Les coûts de refinancement se renchérissent avec la remontée des taux et met les pays le plus fragiles à nouveau sous les projecteurs, notamment l’Italie du fait de son niveau d’endettement important. L’Italie était l’un des principaux bénéficiaires des programmes d’achats d’actifs de la BCE. En 2020 et en 2021, la BCE avait acheté plus que la totalité de l’émission nette italienne. En 2022, la BCE devrait acheter environ 60% de l’offre nette italienne et puis plus rien en 2023. L’Italie devra se contenter uniquement des réinvestissements de la BCE. En conséquence, la prime de risque italienne s’est renchérie. L’écart de taux entre l’obligation italienne à 10 ans et le bund allemand s’est écarté de 25 points de base en quelques jours, à 155pb. Le taux italien à 10 ans est remonté à 1,85%. Il n’est pas exclu que les taux italiens continuent de se tendre quand la BCE confirmera la sortie de sa politique monétaire accommodante.

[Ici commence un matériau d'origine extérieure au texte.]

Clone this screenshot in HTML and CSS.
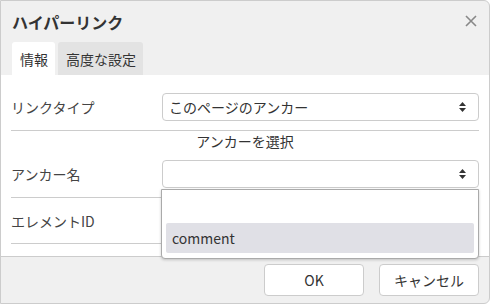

Cela dit, le risque d’une baisse de note de crédit pour l’Italie est limité. D’après l’agence de notation S&P, le pays est encore protégé de la hausse des rendements obligataires grâce au faible coût de refinancement de sa dette. Le marché estime que la soutenabilité de la dette italienne est menacée si le rendement à 10 ans de l'Italie dépasse 2,5%. Nous restons prudents sur la dette d’État italienne.
CONCLUSION
La fin de la politique laxiste de la BCE a créé une forte remontée des rendements obligataires. En conséquence, le stock d’obligations qui affichent un rendement négatif à échéance a fondu drastiquement. De plus, la remontée des coûts de refinancement a mis les pays le plus fragiles sous les projecteurs, notamment l’Italie. Nous restons prudents sur la dette d’État italienne.